§ **Directions for this task**
Count how many lines contain the word "components". Please give only the number.

§ **Collected data**
* START *

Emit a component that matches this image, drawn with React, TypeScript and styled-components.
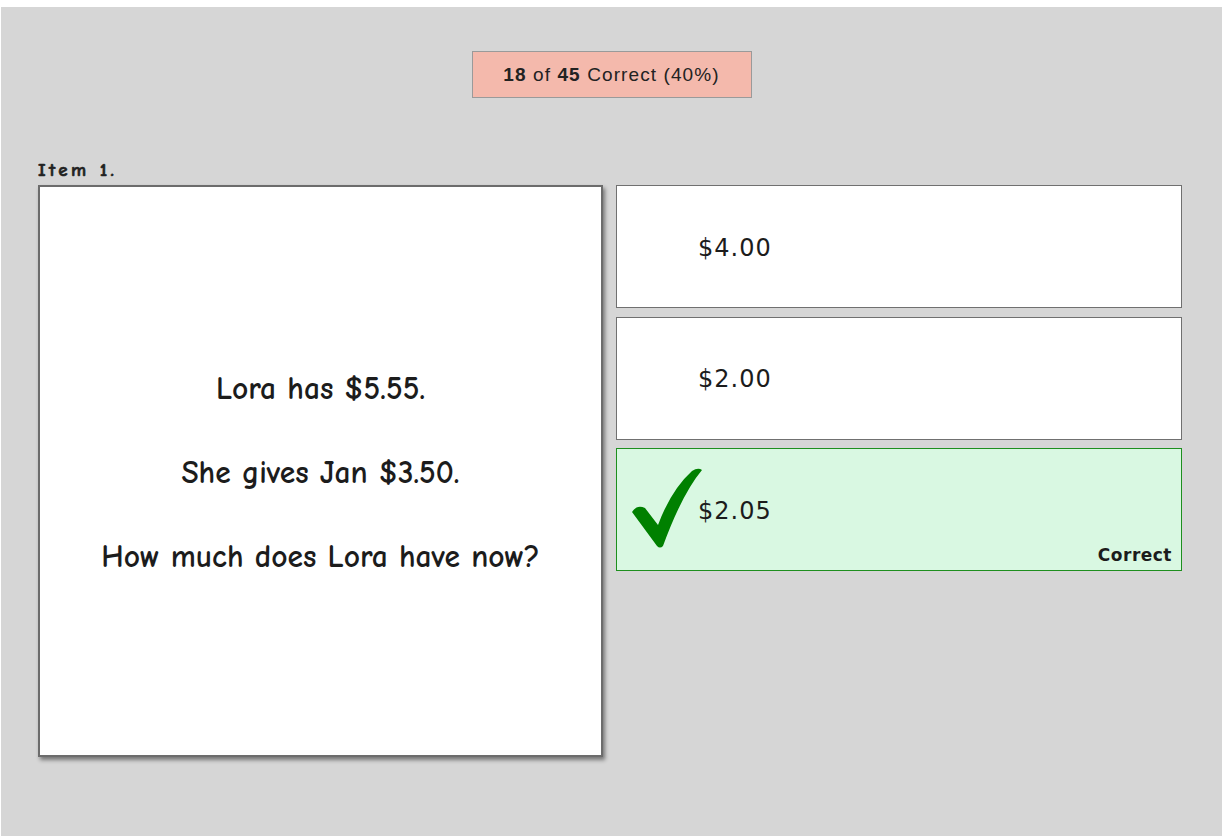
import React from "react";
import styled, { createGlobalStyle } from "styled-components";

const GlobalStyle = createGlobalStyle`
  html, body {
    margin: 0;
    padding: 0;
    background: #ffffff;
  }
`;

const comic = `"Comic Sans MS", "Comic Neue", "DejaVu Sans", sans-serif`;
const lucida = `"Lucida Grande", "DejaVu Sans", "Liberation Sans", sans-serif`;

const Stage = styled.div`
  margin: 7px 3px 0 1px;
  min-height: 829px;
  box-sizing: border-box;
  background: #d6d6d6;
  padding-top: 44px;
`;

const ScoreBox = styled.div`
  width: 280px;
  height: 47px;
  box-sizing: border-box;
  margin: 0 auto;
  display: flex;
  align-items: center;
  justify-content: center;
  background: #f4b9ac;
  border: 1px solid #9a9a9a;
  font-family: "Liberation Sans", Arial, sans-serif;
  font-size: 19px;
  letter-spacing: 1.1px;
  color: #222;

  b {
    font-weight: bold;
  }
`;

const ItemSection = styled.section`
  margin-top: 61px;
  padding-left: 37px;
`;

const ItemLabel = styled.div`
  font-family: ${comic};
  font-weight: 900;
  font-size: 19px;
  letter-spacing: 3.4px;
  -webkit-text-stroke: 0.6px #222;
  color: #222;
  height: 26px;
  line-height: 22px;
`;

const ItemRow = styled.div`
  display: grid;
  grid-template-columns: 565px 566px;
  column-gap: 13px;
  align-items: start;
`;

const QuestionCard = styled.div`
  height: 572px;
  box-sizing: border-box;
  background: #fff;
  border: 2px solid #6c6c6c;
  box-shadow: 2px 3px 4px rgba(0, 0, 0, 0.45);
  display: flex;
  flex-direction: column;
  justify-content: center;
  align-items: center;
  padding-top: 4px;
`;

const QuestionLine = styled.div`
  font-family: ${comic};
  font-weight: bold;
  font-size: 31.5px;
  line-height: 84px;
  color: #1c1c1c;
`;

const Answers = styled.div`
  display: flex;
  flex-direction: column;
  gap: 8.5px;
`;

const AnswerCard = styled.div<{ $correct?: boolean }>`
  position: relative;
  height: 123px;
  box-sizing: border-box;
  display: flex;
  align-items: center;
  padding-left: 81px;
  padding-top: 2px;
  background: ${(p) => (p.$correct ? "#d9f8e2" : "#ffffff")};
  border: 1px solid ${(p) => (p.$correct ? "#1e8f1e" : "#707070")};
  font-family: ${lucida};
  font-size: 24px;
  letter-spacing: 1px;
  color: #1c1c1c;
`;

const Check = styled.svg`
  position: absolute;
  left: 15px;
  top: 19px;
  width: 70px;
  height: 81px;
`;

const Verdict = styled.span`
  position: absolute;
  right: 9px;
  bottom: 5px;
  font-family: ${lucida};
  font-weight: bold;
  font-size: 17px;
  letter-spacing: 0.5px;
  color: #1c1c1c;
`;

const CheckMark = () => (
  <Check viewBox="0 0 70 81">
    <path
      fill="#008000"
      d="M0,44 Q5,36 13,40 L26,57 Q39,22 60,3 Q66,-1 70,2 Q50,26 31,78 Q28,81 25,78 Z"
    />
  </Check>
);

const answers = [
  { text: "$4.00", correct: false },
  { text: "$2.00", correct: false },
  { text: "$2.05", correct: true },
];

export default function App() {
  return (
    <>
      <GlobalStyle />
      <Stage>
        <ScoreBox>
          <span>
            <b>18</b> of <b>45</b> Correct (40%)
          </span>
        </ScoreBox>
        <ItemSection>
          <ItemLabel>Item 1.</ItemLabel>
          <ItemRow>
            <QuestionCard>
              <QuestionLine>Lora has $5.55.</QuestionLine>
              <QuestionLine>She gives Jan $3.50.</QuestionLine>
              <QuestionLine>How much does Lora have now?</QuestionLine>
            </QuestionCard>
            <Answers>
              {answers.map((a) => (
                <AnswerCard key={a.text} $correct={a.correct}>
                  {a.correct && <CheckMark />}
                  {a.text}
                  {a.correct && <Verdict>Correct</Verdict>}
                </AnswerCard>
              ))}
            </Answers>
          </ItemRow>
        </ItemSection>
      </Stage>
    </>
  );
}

* END *

§ **Exercise result**
2